Source material.
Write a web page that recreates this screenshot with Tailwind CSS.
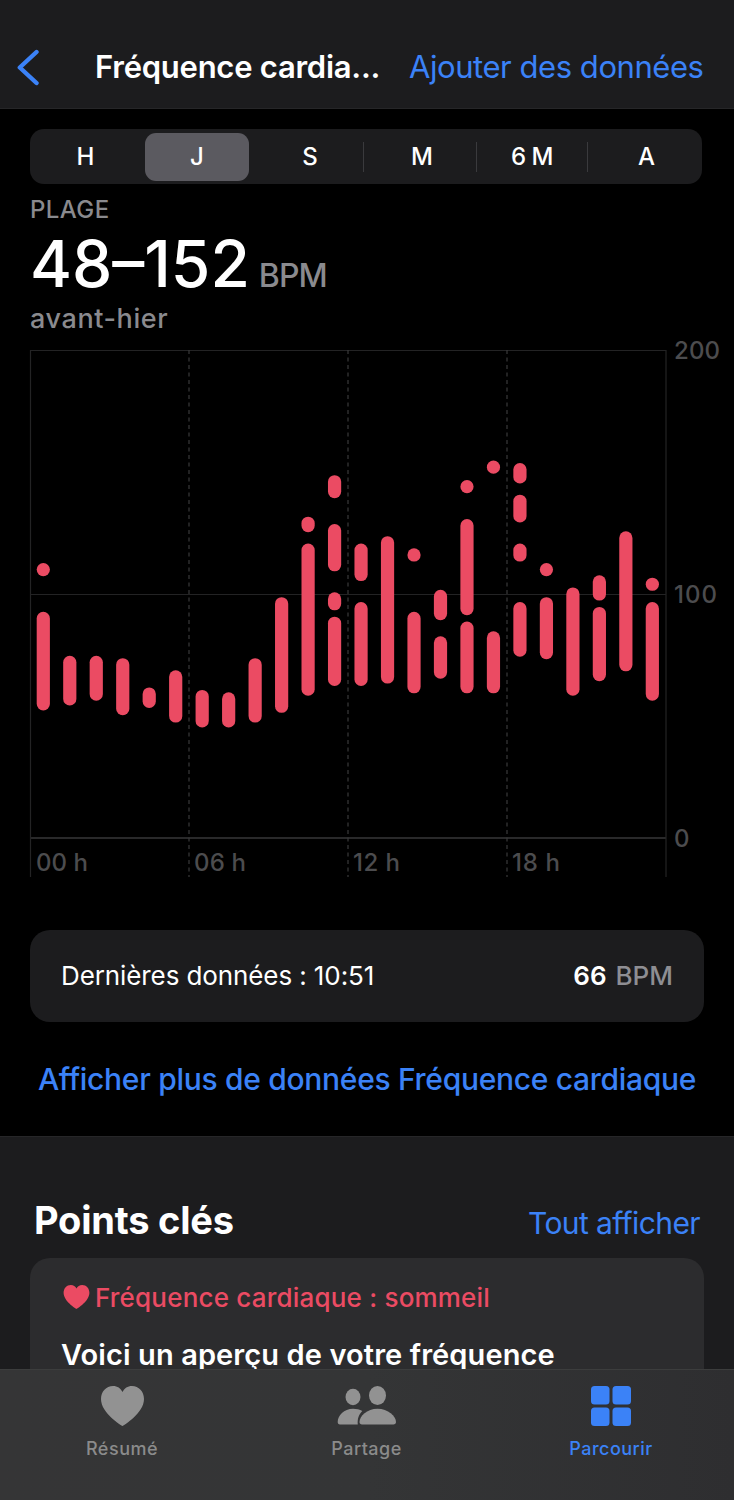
<!DOCTYPE html>
<html lang="fr">
<head>
  <meta charset="utf-8">
  <title>Fréquence cardiaque</title>
  <script src="https://cdn.jsdelivr.net/npm/@tailwindcss/browser@4"></script>
</head>
<body class="bg-black">
  <div class="relative flex flex-col w-[734px] h-[1500px] overflow-hidden bg-black font-['Inter',sans-serif] text-white whitespace-nowrap">

    <!-- Navigation bar -->
    <header class="flex items-center h-[109px] shrink-0 pt-[27px] pl-[17px] bg-[#1c1c1e] border-b border-[#262628]">
      <svg class="w-[23px] h-[38px]" viewBox="0 0 23 38" fill="none" stroke="#3b82f7" stroke-width="4.400" stroke-linecap="round" stroke-linejoin="round">
        <path d="M19.500 3L2.800 18.500L19.500 34"/>
      </svg>
      <h1 class="ml-[55px] w-[314px] text-[31px] font-semibold tracking-[-0.25px]">Fréquence cardia...</h1>
      <a class="text-[31px] tracking-[-0.45px] text-[#3b82f7]">Ajouter des données</a>
    </header>

    <main class="flex flex-col">
      <!-- Period picker -->
      <div class="flex items-center mt-5 ml-[30px] w-[672px] h-[55px] rounded-[14px] bg-[#1c1c1e] text-[24px] font-medium text-center *:shrink-0">
        <span class="w-[111px]">H</span>
        <span class="ml-1 w-[104px] h-[48px] leading-[48px] rounded-[11px] bg-[#5b5a60]">J</span>
        <span class="ml-1 w-[110px] pl-1">S</span>
        <span class="w-px h-[30px] bg-[#3a3a3d]"></span>
        <span class="w-[112px] pl-1">M</span>
        <span class="w-px h-[30px] bg-[#3a3a3d]"></span>
        <span class="w-[110px] tracking-[-0.5px]">6 M</span>
        <span class="w-px h-[30px] bg-[#3a3a3d]"></span>
        <span class="w-[113px] pl-1">A</span>
      </div>

      <div class="pl-[30px]">
        <p class="mt-[12px] text-[24px] leading-[28px] font-medium tracking-[0.4px] text-[#8a8a8e]">PLAGE</p>
        <p class="flex items-baseline mt-[4px] h-[72px] leading-[72px] text-[64px]">
          <span class="font-medium">48–152</span>
          <span class="ml-[9px] text-[32px] font-medium tracking-[-0.9px] text-[#8a8a8e]">BPM</span>
        </p>
        <p class="mt-[2px] text-[27px] leading-[34px] font-medium tracking-[0.6px] text-[#8a8a8e]">avant-hier</p>
      </div>

      <!-- Chart -->
      <svg id="chart" class="mt-[4px] w-[734px] h-[540px] overflow-visible" viewBox="0 340 734 540">
        <g fill="none" stroke="#232324" stroke-width="1.200">
          <path d="M30 350.500H666M30 594.500H666"/>
          <path d="M30 838H666" stroke="#29292a" stroke-width="2"/>
          <path d="M30.500 350V877M666 350V877"/>
          <path d="M189 350V877M348 350V877M507 350V877" stroke="#39393a" stroke-dasharray="4 3.500"/>
        </g>
        <g fill="#4c4c4e" font-size="24" font-weight="500">
          <text x="674" y="359" textLength="46">200</text>
          <text x="674" y="603" textLength="43">100</text>
          <text x="674" y="847">0</text>
          <text x="36" y="871" textLength="52">00 h</text>
          <text x="194" y="871" textLength="52">06 h</text>
          <text x="353" y="871" textLength="47">12 h</text>
          <text x="512" y="871" textLength="48">18 h</text>
        </g>
        <g id="bars" stroke="#eb4b63" stroke-width="13.200" stroke-linecap="round"></g>
      </svg>

      <div class="flex items-center mt-[50px] mx-[30px] h-[92px] rounded-[20px] px-[31px] pb-[2px] bg-[#1c1c1e] text-[26px]">
        <span class="tracking-[-0.1px]">Dernières données : 10:51</span>
        <span class="ml-auto font-semibold">66</span>
        <span class="ml-[9px] font-medium text-[#8e8e93]">BPM</span>
      </div>

      <a class="mt-[37px] h-[40px] leading-[40px] text-center text-[30px] font-medium tracking-[-0.3px] text-[#3b82f7]">Afficher plus de données Fréquence cardiaque</a>
    </main>

    <!-- Highlights -->
    <section class="mt-[37px] h-[364px] shrink-0 bg-[#1c1c1e] border-t border-[#262628] px-[30px]">
      <div class="flex items-baseline justify-between pt-[59px] pl-1 pr-1">
        <h2 class="text-[38px] leading-[48px] font-bold tracking-[-0.2px]">Points clés</h2>
        <a class="text-[30px] tracking-[-0.6px] text-[#3b82f7]">Tout afficher</a>
      </div>
      <div class="mt-[12px] h-[260px] rounded-[20px] bg-[#2c2c2e] px-[31px] pt-[21px]">
        <div class="flex items-center h-9 text-[26px] font-medium tracking-[0.2px] text-[#eb4b63]">
          <svg class="ml-[2px] mr-[5px] w-[27px] h-[24px]" viewBox="0 0 43 40" fill="currentColor">
            <path d="M21.500 40C20 39.300 0 27 0 13C0 5.500 5.200 0 12 0C16.500 0 19.600 2.300 21.500 6C23.400 2.300 26.500 0 31 0C37.800 0 43 5.500 43 13C43 27 23 39.300 21.500 40Z"/>
          </svg>
          <span>Fréquence cardiaque : sommeil</span>
        </div>
        <p class="mt-[19px] text-[29px] leading-[42px] font-semibold tracking-[0.1px]">Voici un aperçu de votre fréquence</p>
      </div>
    </section>

    <!-- Tab bar -->
    <nav class="absolute inset-x-0 bottom-0 flex h-[131px] pt-4 border-t border-[#3c3d3d] bg-linear-to-r from-[#353536] via-[#343536] to-[#2e2e30] text-[18px] leading-[24px] font-medium tracking-[0.5px] text-[#8b8b8b]">
      <a class="flex flex-col items-center w-[244px]">
        <svg class="w-[43px] h-[40px]" viewBox="0 0 43 40" fill="#929292">
          <path d="M21.500 40C20 39.300 0 27 0 13C0 5.500 5.200 0 12 0C16.500 0 19.600 2.300 21.500 6C23.400 2.300 26.500 0 31 0C37.800 0 43 5.500 43 13C43 27 23 39.300 21.500 40Z"/>
        </svg>
        <span class="mt-[11px]">Résumé</span>
      </a>
      <a class="flex flex-col items-center w-[245px]">
        <svg class="w-[60px] h-[40px]" viewBox="0 0 60 40" fill="#929292">
          <ellipse cx="16" cy="11" rx="7.500" ry="8.300"/>
          <ellipse cx="40.500" cy="9.500" rx="8.500" ry="9.500"/>
          <path d="M25.300 25C21.500 29 20.300 33 20.800 38.500H3C1.400 38.500 0.700 37.500 0.700 36C0.700 29.500 7 22.800 16 22.800C19.500 22.800 22.800 23.600 25.300 25Z"/>
          <path d="M40.500 22.800C51 22.800 59 30.500 59 36C59 37.600 58 38.500 56.300 38.500H25C23.300 38.500 22.500 37.600 22.500 36C22.500 30.500 30 22.800 40.500 22.800Z"/>
        </svg>
        <span class="mt-[11px]">Partage</span>
      </a>
      <a class="flex flex-col items-center w-[244px] text-[#3b82f7]">
        <svg class="w-[40px] h-[40px]" viewBox="0 0 40 40" fill="currentColor">
          <rect width="18.500" height="18.500" rx="3.500"/>
          <rect x="21.500" width="18.500" height="18.500" rx="3.500"/>
          <rect y="21.500" width="18.500" height="18.500" rx="3.500"/>
          <rect x="21.500" y="21.500" width="18.500" height="18.500" rx="3.500"/>
        </svg>
        <span class="mt-[11px]">Parcourir</span>
      </a>
    </nav>
  </div>

  <script>
    // [high, low] bpm ranges for each hour of the day
    const hours = [
      [[110, 110], [90, 55]],
      [[72, 57]],
      [[72, 59]],
      [[71, 53]],
      [[59, 56]],
      [[66, 50]],
      [[58, 48]],
      [[57, 48]],
      [[71, 50]],
      [[96, 54]],
      [[129, 128], [118, 61]],
      [[146, 142], [126, 112], [98, 96], [88, 65]],
      [[118, 108], [94, 65]],
      [[121, 66]],
      [[116, 116], [90, 62]],
      [[99, 92], [80, 68]],
      [[144, 144], [128, 94], [86, 62]],
      [[152, 152], [82, 62]],
      [[151, 148], [138, 132], [118, 116], [94, 77]],
      [[110, 110], [96, 76]],
      [[100, 61]],
      [[105, 100], [92, 67]],
      [[123, 71]],
      [[104, 104], [94, 59]]
    ];
    const bars = document.getElementById("bars");

    hours.forEach((ranges, i) => {
      const x = 43.3 + i * 26.48;
      ranges.forEach(([high, low]) => {
        const line = document.createElementNS("http://www.w3.org/2000/svg", "line");
        line.setAttribute("x1", x);
        line.setAttribute("x2", x);
        line.setAttribute("y1", 838 - high * 2.44);
        line.setAttribute("y2", 838.01 - low * 2.44);
        bars.appendChild(line);
      });
    });
  </script>
</body>
</html>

Problem description.
From the first line above down to the line with "flex flex-col w-[734px]", reproduce every line and no others, omitting pictures.

Exercise solution.
Write a web page that recreates this screenshot with Tailwind CSS.
<!DOCTYPE html>
<html lang="fr">
<head>
  <meta charset="utf-8">
  <title>Fréquence cardiaque</title>
  <script src="https://cdn.jsdelivr.net/npm/@tailwindcss/browser@4"></script>
</head>
<body class="bg-black">
  <div class="relative flex flex-col w-[734px] h-[1500px] overflow-hidden bg-black font-['Inter',sans-serif] text-white whitespace-nowrap">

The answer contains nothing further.